WASHINGTON — The U.S. Supreme Court rejected two appeals from Volkswagen AG, leaving intact rulings that let state and local governments sue over a diesel emissions cheating scandal that has already cost the German automaker more than $23 billion.
The justices without comment Monday refused to hear arguments by Volkswagen and several company units that the U.S. Clean Air Act provides a broad shield for automakers from state and local liability over updates to vehicle emissions systems.
The rebuffs let the state of Ohio and counties in Florida and Utah press ahead with suits using laws that bar tampering with emissions systems. Lower courts said the Clean Air Act allows those suits to the extent they target software updates on cars already on the road.

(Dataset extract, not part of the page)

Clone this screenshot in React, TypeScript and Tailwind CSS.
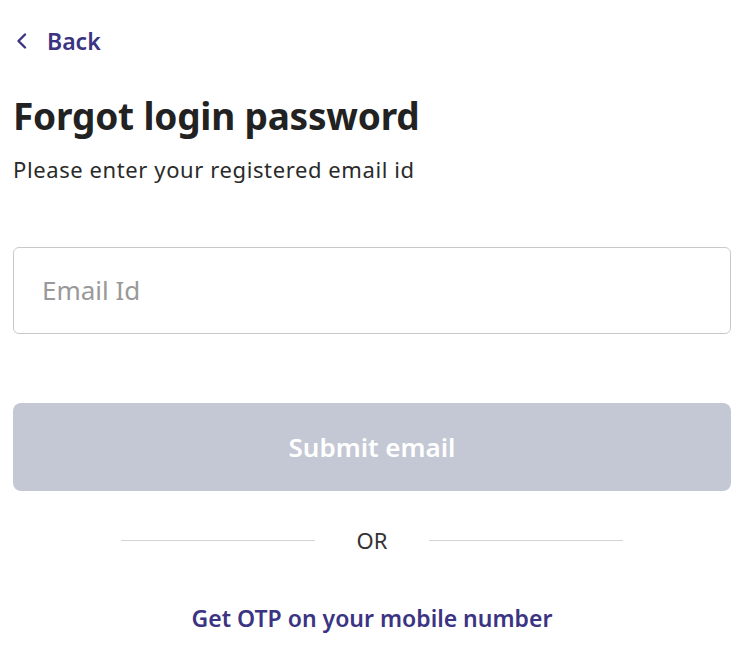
export default function App() {
  return (
    <div className="w-[750px] h-[664px] bg-white pl-[13px] pr-[19px] font-['Noto_Sans',sans-serif]">
      {/* Back link */}
      <a href="#" className="flex items-center gap-[20px] pt-[27px] pl-[3px] text-[#3b3482]">
        <svg width="11" height="16" viewBox="0 0 11 16" fill="none" stroke="currentColor" strokeWidth="2.4" strokeLinecap="round" strokeLinejoin="round">
          <path d="M9 1.5 L2.5 8 L9 14.5" />
        </svg>
        <span className="text-[23px] font-semibold leading-[28px]">Back</span>
      </a>

      {/* Title */}
      <h1 className="mt-[37px] text-[37px] font-bold leading-[48px] text-[#222] tracking-[-0.2px]">
        Forgot login password
      </h1>
      <p className="mt-[14px] text-[22px] leading-[30px] text-[#2a2a2a] tracking-[0.6px]">
        Please enter your registered email id
      </p>

      {/* Email input */}
      <div className="mt-[63px] h-[87px] rounded-[6px] border border-[#c9c9c9] flex items-center px-[28px]">
        <input
          type="email"
          placeholder="Email Id"
          className="w-full outline-none text-[26px] text-[#333] placeholder:text-[#999]"
        />
      </div>

      {/* Submit */}
      <button
        disabled
        className="mt-[69px] w-full h-[88px] rounded-[8px] bg-[#c4c8d4] text-white text-[26px] font-semibold"
      >
        Submit email
      </button>

      {/* Divider */}
      <div className="mt-[33px] flex items-center justify-center gap-[42px]">
        <div className="w-[194px] h-px bg-[#d4d4d4]" />
        <span className="text-[22px] text-[#333]">OR</span>
        <div className="w-[194px] h-px bg-[#d4d4d4]" />
      </div>

      {/* OTP link */}
      <div className="mt-[44px] text-center">
        <a href="#" className="text-[23px] font-semibold text-[#3b3482]">
          Get OTP on your mobile number
        </a>
      </div>
    </div>
  );
}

“This is not a determination of the merits of Volkswagen’s arguments and is based on one-sided records taken from the plaintiffs’ complaints,” Volkswagen said in an emailed statement. “We are confident in the strength of our factual and legal defenses, including that the software updates reduced emissions, and will contest these claims vigorously as these cases proceed.”

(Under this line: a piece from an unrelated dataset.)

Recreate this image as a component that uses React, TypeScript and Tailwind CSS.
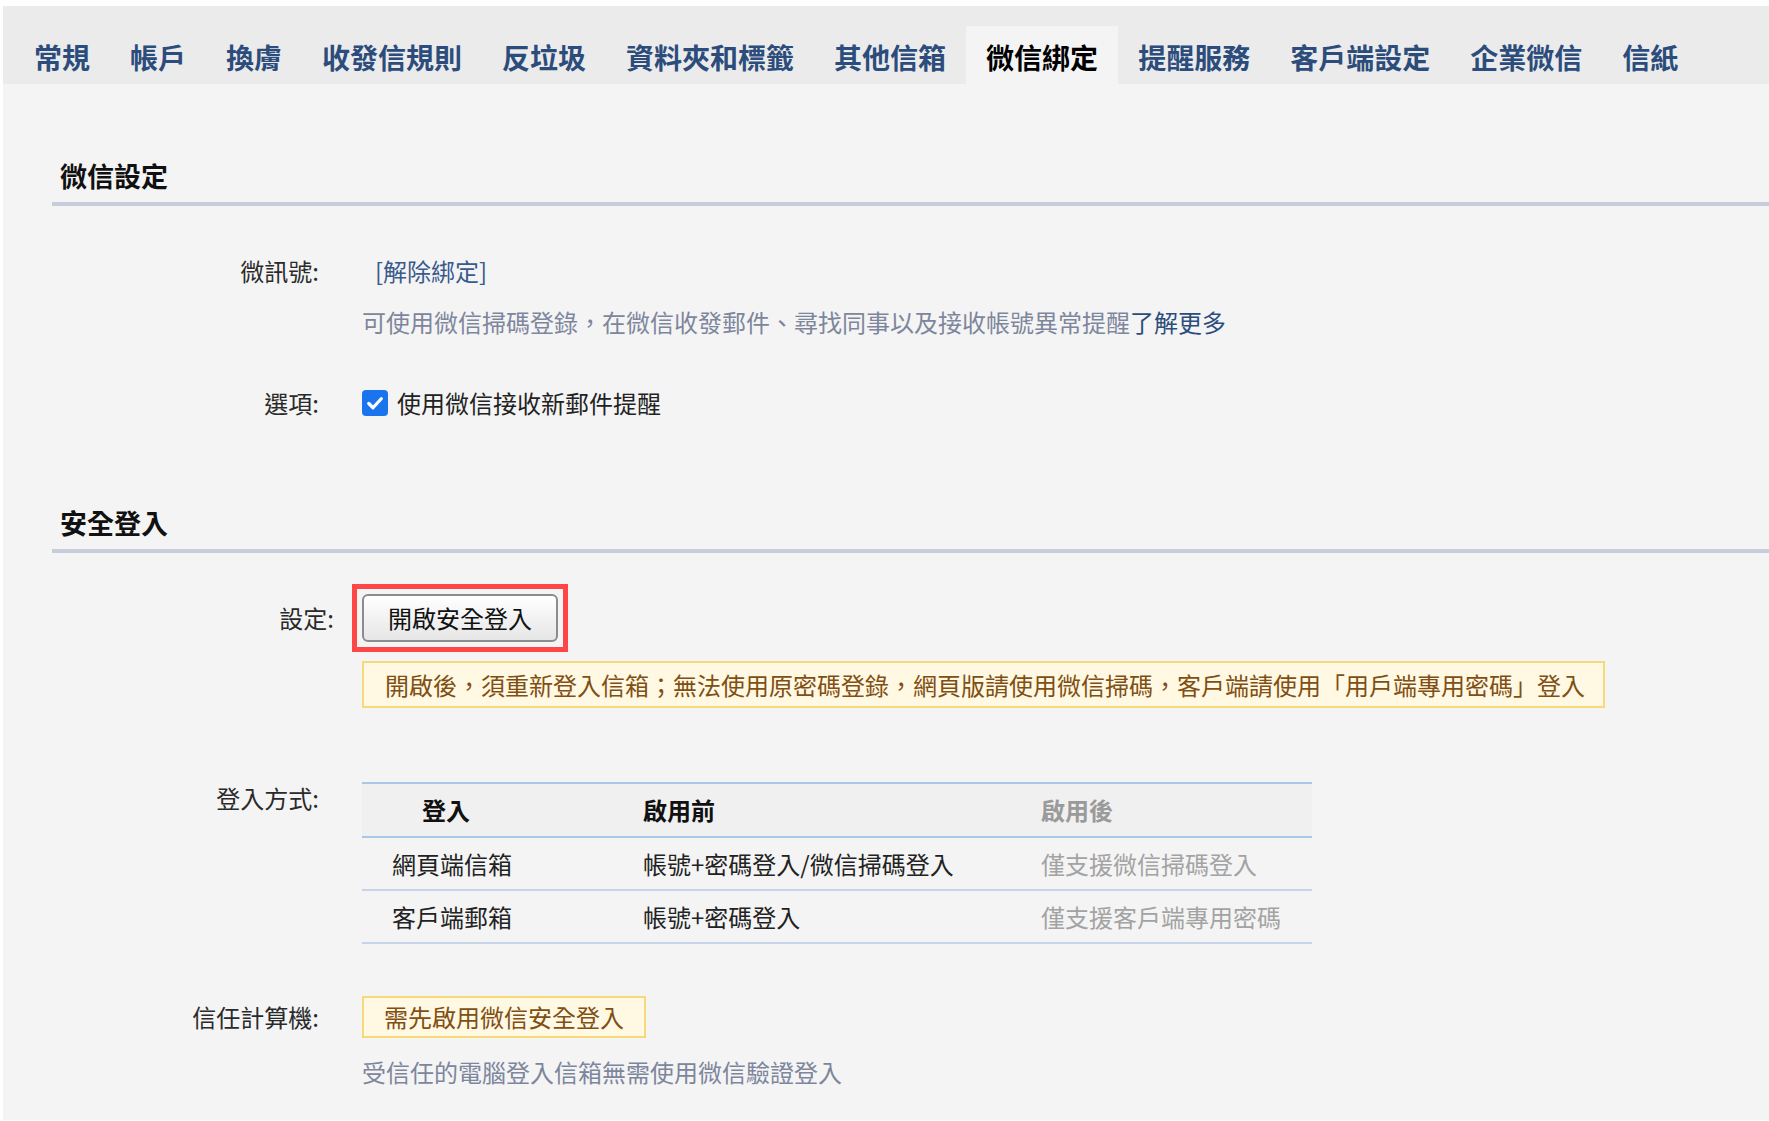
import clsx from "clsx";

const tabs = [
  "常規",
  "帳戶",
  "換膚",
  "收發信規則",
  "反垃圾",
  "資料夾和標籤",
  "其他信箱",
  "微信綁定",
  "提醒服務",
  "客戶端設定",
  "企業微信",
  "信紙",
];

const rows = [
  ["網頁端信箱", "帳號+密碼登入/微信掃碼登入", "僅支援微信掃碼登入"],
  ["客戶端郵箱", "帳號+密碼登入", "僅支援客戶端專用密碼"],
];

function SectionTitle({ children, className }: { children: string; className?: string }) {
  return (
    <div className={className}>
      <h2 className="pl-[8px] text-[27px] font-bold leading-[36px] text-[#111]">{children}</h2>
      <div className="mt-[8.5px] h-[4px] bg-[#c7cddb]" />
    </div>
  );
}

function Label({ children, className }: { children: string; className?: string }) {
  return (
    <div className={clsx("shrink-0 text-right text-[24px] leading-[32px] text-[#2a2a2a]", className ?? "w-[267px]")}>
      {children}
    </div>
  );
}

export default function App() {
  return (
    <div className="h-[1121px] overflow-hidden bg-white pb-[1px] pl-[3px] pt-[6px] font-['Noto_Sans_CJK_TC','Noto_Sans',sans-serif]">
      <div className="flex h-full flex-col bg-[#f4f4f4]">
        <nav className="flex h-[78px] shrink-0 items-end bg-[#ebebeb] pl-[11px]">
          {tabs.map((t) => (
            <div
              key={t}
              className={clsx(
                "flex h-[58px] items-center px-[20px] pt-[3px] text-[28px] font-bold leading-none",
                t === "微信綁定" ? "bg-[#f4f4f4] text-black" : "text-[#2c4d7c]"
              )}
            >
              {t}
            </div>
          ))}
        </nav>

        <main className="ml-[49px] text-[24px] leading-[32px]">
          <SectionTitle className="mt-[73.5px]">微信設定</SectionTitle>

          <div className="mt-[49px] flex">
            <Label>微訊號:</Label>
            <a className="ml-[56px] cursor-pointer text-[#3a5a8c]">[解除綁定]</a>
          </div>
          <div className="ml-[310px] mt-[18.5px] text-[#7d869c]">
            可使用微信掃碼登錄，在微信收發郵件、尋找同事以及接收帳號異常提醒
            <a className="cursor-pointer text-[#2c4d7c]">了解更多</a>
          </div>

          <div className="mt-[49.5px] flex items-center">
            <Label>選項:</Label>
            <div className="ml-[43px] flex items-center">
              <span className="flex h-[26px] w-[26px] items-center justify-center rounded-[4px] bg-[#1a74ee]">
                <svg viewBox="0 0 16 16" className="h-[20px] w-[20px]" fill="none">
                  <path d="M3 8.4 6.4 11.8 13 4.6" stroke="white" strokeWidth="2.6" strokeLinecap="round" strokeLinejoin="round" />
                </svg>
              </span>
              <span className="ml-[9px] text-[#222]">使用微信接收新郵件提醒</span>
            </div>
          </div>

          <SectionTitle className="mt-[85.5px]">安全登入</SectionTitle>

          <div className="mt-[31px] flex items-center">
            <Label className="w-[282px]">設定:</Label>
            <div className="ml-[18px] border-[5px] border-[#ff4646] p-[5px]">
              <button className="h-[48px] w-[196px] rounded-[6px] border-2 border-[#8c8c8c] bg-gradient-to-b from-white to-[#e6e6e6] text-[24px] text-[#111]">
                開啟安全登入
              </button>
            </div>
          </div>
          <div className="ml-[310px] mt-[9px] w-[1243px] whitespace-nowrap border-2 border-[#f7d97a] bg-[#fff8e2] pl-[21px] py-[5.5px] text-[#7f4f13]">
            開啟後，須重新登入信箱；無法使用原密碼登錄，網頁版請使用微信掃碼，客戶端請使用「用戶端專用密碼」登入
          </div>

          <div className="mt-[74px] flex items-start">
            <Label>登入方式:</Label>
            <div className="ml-[43px] w-[950px] border-t-2 border-[#a9c7e7]">
              <div className="grid h-[52px] grid-cols-[251px_398px_301px] items-center bg-[#f0f0f0] font-bold">
                <div className="pl-[60px] text-[#111]">登入</div>
                <div className="pl-[30px] text-[#111]">啟用前</div>
                <div className="pl-[30px] text-[#9a9a9a]">啟用後</div>
              </div>
              <div className="h-[2px] bg-[#a9c7e7]" />
              {rows.map((r) => (
                <div key={r[0]} className="grid h-[53px] grid-cols-[251px_398px_301px] items-center border-b-2 border-[#c6d6e8]">
                  <div className="pl-[30px] text-[#222]">{r[0]}</div>
                  <div className="pl-[30px] text-[#222]">{r[1]}</div>
                  <div className="pl-[30px] text-[#a3a3a3]">{r[2]}</div>
                </div>
              ))}
            </div>
          </div>

          <div className="mt-[52px] flex items-center">
            <Label>信任計算機:</Label>
            <div className="ml-[43px] border-2 border-[#f7d97a] bg-[#fff8e2] px-[20px] py-[3px] text-[#7f4f13]">
              需先啟用微信安全登入
            </div>
          </div>
          <div className="ml-[310px] mt-[18px] text-[#7d869c]">受信任的電腦登入信箱無需使用微信驗證登入</div>
        </main>
      </div>
    </div>
  );
}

Volkswagen argued unsuccessfully that Congress gave the Environmental Protection Agency exclusive power to regulate automakers’ compliance with emissions rules. The rulings threaten to “throw one of America’s largest industries into regulatory chaos, to the detriment of manufacturers, dealers, consumers, and the environment,” Volkswagen said in court papers.

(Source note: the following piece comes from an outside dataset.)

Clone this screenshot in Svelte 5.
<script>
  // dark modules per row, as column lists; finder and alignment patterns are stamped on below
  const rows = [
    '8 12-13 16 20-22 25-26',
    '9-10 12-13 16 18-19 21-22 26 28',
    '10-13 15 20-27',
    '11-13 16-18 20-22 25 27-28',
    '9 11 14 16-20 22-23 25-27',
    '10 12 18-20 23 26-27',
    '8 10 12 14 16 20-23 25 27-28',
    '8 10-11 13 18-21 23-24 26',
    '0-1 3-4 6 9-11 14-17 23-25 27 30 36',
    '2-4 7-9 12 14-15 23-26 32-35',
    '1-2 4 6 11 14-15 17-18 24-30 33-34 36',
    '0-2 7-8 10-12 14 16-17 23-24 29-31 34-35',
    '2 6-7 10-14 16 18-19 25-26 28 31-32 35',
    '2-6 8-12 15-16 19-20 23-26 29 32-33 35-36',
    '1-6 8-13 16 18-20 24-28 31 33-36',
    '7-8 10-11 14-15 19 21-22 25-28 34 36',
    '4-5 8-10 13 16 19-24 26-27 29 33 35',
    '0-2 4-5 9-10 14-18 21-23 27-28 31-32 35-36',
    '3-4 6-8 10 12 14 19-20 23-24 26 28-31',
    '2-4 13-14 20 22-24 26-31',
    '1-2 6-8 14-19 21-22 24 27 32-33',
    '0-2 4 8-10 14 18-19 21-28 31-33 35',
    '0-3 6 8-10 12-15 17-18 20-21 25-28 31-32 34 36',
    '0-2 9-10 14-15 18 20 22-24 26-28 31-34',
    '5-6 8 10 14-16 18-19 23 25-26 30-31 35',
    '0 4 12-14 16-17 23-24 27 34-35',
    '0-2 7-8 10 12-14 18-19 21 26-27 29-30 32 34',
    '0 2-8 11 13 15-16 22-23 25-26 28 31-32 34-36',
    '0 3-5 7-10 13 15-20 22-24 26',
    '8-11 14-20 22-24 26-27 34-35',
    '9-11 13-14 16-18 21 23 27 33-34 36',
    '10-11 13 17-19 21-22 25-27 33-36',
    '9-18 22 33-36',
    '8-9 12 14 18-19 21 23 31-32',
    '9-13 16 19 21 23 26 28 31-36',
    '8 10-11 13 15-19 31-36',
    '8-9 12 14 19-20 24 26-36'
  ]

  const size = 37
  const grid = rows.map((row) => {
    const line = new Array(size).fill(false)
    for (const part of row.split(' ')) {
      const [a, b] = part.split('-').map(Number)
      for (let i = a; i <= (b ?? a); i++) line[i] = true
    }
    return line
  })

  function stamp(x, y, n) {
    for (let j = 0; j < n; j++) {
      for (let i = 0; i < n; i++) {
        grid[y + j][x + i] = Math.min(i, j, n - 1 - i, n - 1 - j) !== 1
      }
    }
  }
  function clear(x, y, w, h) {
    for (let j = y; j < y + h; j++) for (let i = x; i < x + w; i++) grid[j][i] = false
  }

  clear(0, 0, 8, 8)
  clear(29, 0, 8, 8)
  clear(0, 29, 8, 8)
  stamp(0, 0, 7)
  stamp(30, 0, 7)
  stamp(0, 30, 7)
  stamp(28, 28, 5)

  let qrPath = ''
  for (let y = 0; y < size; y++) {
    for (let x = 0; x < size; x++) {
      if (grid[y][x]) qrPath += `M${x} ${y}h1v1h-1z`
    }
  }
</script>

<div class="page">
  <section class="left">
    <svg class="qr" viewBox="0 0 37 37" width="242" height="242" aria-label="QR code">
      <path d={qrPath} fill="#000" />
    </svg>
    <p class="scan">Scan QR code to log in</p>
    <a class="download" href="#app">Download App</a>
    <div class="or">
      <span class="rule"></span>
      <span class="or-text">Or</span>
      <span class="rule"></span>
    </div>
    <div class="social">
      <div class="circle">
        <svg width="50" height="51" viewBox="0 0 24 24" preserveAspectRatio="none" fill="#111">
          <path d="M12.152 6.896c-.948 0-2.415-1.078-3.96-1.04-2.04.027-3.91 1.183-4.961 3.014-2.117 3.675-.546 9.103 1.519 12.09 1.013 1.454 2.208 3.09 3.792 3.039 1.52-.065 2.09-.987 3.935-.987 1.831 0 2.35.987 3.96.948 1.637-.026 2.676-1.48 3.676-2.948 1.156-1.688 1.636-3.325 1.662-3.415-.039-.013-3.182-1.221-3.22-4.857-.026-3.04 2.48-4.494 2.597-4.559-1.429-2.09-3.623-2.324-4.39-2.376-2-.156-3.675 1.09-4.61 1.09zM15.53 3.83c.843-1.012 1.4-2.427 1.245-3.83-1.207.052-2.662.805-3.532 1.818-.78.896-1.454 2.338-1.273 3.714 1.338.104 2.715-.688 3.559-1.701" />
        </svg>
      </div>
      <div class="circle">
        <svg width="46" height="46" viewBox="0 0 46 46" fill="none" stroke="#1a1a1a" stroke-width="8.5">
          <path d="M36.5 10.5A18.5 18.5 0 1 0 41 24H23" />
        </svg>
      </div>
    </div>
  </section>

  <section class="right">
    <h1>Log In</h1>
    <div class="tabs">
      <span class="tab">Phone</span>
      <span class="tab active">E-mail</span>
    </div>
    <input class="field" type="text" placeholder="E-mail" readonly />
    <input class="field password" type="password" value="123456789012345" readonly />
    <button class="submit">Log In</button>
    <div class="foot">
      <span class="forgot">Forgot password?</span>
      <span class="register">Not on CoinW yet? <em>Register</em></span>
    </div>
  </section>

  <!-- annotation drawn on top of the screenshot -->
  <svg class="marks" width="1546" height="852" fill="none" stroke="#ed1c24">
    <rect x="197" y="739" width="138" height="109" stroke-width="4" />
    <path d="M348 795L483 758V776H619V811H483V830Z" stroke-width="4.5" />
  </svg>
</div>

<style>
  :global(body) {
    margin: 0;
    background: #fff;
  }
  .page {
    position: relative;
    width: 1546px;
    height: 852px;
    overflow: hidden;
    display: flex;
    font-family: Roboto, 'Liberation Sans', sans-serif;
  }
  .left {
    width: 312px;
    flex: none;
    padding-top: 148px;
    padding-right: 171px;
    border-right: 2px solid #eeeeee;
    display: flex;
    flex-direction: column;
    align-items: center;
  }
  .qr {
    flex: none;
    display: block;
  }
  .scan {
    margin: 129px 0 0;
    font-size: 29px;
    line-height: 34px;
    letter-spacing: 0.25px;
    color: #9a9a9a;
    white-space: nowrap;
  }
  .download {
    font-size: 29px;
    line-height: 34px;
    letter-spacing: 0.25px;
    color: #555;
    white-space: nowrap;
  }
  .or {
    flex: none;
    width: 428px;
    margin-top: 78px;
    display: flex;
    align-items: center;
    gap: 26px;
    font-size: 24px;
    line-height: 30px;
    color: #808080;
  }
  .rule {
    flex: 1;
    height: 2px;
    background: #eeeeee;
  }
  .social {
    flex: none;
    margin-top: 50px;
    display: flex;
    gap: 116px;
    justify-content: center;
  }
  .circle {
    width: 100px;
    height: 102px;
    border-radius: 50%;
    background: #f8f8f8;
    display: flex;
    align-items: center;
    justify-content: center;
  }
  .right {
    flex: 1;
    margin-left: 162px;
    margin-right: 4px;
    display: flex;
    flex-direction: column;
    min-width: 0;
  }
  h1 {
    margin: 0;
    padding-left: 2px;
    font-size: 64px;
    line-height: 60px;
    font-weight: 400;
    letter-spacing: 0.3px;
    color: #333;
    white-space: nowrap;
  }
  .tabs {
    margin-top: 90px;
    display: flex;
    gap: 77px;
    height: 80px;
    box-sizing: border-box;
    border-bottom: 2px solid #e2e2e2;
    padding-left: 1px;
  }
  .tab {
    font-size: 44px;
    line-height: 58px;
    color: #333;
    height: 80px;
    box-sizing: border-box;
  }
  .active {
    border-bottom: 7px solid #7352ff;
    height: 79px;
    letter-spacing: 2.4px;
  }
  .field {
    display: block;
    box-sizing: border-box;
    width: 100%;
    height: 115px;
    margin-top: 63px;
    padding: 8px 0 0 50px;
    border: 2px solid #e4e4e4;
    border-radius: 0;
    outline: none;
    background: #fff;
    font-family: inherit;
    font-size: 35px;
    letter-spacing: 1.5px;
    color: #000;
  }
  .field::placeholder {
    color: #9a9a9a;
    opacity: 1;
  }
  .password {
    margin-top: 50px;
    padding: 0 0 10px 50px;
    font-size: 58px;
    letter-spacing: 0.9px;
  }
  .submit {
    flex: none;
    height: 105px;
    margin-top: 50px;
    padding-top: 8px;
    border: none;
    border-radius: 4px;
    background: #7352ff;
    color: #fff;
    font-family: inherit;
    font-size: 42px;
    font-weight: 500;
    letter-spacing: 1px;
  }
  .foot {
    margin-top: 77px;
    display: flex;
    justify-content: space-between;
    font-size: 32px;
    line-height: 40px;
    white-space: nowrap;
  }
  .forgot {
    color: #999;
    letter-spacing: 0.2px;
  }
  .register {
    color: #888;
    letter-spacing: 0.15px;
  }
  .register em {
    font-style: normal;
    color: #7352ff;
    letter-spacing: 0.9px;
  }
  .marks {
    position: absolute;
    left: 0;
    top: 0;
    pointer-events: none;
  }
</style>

The rejection follows the recommendation of the Biden administration, whose advice the justices sought in the county cases.
Volkswagen pleaded guilty in 2017 to federal charges of misleading regulators and customers about its emissions systems and obstructing investigations after officials grew suspicious.
The Clean Air Act explicitly bars state and local regulation of emissions systems before cars are sold. But both the Ohio Supreme Court and the San Francisco-based 9th U.S. Circuit Court of Appeals said anti-tampering laws could be enforced with regard to already-sold cars.
“We are mindful that our conclusion may result in staggering liability for Volkswagen,” the 9th Circuit said in the county case. “But this result is due to conduct that could not have been anticipated by Congress: Volkswagen’s intentional tampering with post-sale vehicles to increase air pollution.”
In September, Volkswagen agreed to pay $1.5 million to settle claims by Montana and New Hampshire over post-sale software updates. The relatively small size of those accords suggest the state and local suits could cost Volkswagen considerably less than the 9th Circuit envisioned.
Volkswagen admitted to installing so-called defeat devices that reduced nitrogen oxide emissions when hundreds of thousands of vehicles were being tested. The devices let the vehicles pass emission tests even though they didn’t meet federal standards while on the road.
Starting around 2012, consumers began reporting problems that VW engineers concluded could be fixed by updating the software in the defeat devices. Volkswagen installed the fixes through a combination of voluntary recalls and regular maintenance visits, telling consumers the updates were intended to improve their car’s operation.
Florida’s Hillsborough County and Utah’s Salt Lake County urged the Supreme Court to reject the appeal in their case without a hearing. “The act expressly preserves state and local authority over post-sale cars,” the counties argued.
Ohio told the justices that “nothing in the Clean Air Act’s text suggests that state laws regulating post-sale tampering with emission-control devices thwart the act’s objective of allowing the EPA alone to regulate new-car emissions.”
The Biden administration said that, while state and local suits might be barred if they involve modifications that the EPA had required or approved, the Volkswagen case “involves no such conflicts.”
Several business groups backed the Volkswagen appeals.
Justice Stephen Breyer didn’t take part in the cases at the Supreme Court. His brother, Charles Breyer, is a federal district judge who is handling the county lawsuits.